start INPUT
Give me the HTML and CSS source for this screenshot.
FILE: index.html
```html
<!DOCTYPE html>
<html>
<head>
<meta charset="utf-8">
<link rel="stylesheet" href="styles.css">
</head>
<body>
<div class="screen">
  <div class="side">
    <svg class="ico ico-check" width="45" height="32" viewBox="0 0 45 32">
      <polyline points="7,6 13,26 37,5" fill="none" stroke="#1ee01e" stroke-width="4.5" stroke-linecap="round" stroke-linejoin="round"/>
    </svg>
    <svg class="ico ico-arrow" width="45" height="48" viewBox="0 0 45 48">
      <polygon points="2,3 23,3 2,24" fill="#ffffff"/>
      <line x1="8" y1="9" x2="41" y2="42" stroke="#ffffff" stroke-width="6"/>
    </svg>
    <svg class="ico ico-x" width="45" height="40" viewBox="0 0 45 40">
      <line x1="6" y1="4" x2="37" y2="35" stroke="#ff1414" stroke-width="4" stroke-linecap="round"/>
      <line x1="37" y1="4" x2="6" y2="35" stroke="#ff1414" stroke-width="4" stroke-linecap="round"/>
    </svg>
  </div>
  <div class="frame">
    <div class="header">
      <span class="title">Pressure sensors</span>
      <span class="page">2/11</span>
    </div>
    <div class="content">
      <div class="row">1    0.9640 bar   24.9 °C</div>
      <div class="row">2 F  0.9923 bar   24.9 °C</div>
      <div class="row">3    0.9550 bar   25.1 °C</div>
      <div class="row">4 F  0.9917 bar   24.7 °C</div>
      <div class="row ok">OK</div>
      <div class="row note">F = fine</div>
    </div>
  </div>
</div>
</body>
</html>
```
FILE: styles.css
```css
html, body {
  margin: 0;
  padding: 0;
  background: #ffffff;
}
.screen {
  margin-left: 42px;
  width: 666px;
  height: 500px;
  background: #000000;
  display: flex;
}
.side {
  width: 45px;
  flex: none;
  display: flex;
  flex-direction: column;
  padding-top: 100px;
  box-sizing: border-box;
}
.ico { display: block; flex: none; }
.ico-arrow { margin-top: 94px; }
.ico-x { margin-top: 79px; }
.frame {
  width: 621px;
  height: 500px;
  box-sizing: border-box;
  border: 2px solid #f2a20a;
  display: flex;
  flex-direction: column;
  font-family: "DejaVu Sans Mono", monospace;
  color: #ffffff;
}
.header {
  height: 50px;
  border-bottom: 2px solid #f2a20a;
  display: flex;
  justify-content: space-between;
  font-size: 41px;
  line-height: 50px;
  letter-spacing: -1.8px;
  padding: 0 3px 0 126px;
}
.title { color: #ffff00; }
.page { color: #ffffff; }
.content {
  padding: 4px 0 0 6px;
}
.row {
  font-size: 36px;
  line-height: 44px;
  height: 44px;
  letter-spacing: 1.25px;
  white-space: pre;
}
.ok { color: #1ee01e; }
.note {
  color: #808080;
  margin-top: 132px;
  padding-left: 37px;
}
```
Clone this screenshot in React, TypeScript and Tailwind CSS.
end INPUT
TASK PROMPT: Print out every record again, exactly and in full.

CORRECT RESULT:
Give me the HTML and CSS source for this screenshot.
FILE: index.html
```html
<!DOCTYPE html>
<html>
<head>
<meta charset="utf-8">
<link rel="stylesheet" href="styles.css">
</head>
<body>
<div class="screen">
  <div class="side">
    <svg class="ico ico-check" width="45" height="32" viewBox="0 0 45 32">
      <polyline points="7,6 13,26 37,5" fill="none" stroke="#1ee01e" stroke-width="4.5" stroke-linecap="round" stroke-linejoin="round"/>
    </svg>
    <svg class="ico ico-arrow" width="45" height="48" viewBox="0 0 45 48">
      <polygon points="2,3 23,3 2,24" fill="#ffffff"/>
      <line x1="8" y1="9" x2="41" y2="42" stroke="#ffffff" stroke-width="6"/>
    </svg>
    <svg class="ico ico-x" width="45" height="40" viewBox="0 0 45 40">
      <line x1="6" y1="4" x2="37" y2="35" stroke="#ff1414" stroke-width="4" stroke-linecap="round"/>
      <line x1="37" y1="4" x2="6" y2="35" stroke="#ff1414" stroke-width="4" stroke-linecap="round"/>
    </svg>
  </div>
  <div class="frame">
    <div class="header">
      <span class="title">Pressure sensors</span>
      <span class="page">2/11</span>
    </div>
    <div class="content">
      <div class="row">1    0.9640 bar   24.9 °C</div>
      <div class="row">2 F  0.9923 bar   24.9 °C</div>
      <div class="row">3    0.9550 bar   25.1 °C</div>
      <div class="row">4 F  0.9917 bar   24.7 °C</div>
      <div class="row ok">OK</div>
      <div class="row note">F = fine</div>
    </div>
  </div>
</div>
</body>
</html>
```
FILE: styles.css
```css
html, body {
  margin: 0;
  padding: 0;
  background: #ffffff;
}
.screen {
  margin-left: 42px;
  width: 666px;
  height: 500px;
  background: #000000;
  display: flex;
}
.side {
  width: 45px;
  flex: none;
  display: flex;
  flex-direction: column;
  padding-top: 100px;
  box-sizing: border-box;
}
.ico { display: block; flex: none; }
.ico-arrow { margin-top: 94px; }
.ico-x { margin-top: 79px; }
.frame {
  width: 621px;
  height: 500px;
  box-sizing: border-box;
  border: 2px solid #f2a20a;
  display: flex;
  flex-direction: column;
  font-family: "DejaVu Sans Mono", monospace;
  color: #ffffff;
}
.header {
  height: 50px;
  border-bottom: 2px solid #f2a20a;
  display: flex;
  justify-content: space-between;
  font-size: 41px;
  line-height: 50px;
  letter-spacing: -1.8px;
  padding: 0 3px 0 126px;
}
.title { color: #ffff00; }
.page { color: #ffffff; }
.content {
  padding: 4px 0 0 6px;
}
.row {
  font-size: 36px;
  line-height: 44px;
  height: 44px;
  letter-spacing: 1.25px;
  white-space: pre;
}
.ok { color: #1ee01e; }
.note {
  color: #808080;
  margin-top: 132px;
  padding-left: 37px;
}
```
Clone this screenshot in React, TypeScript and Tailwind CSS.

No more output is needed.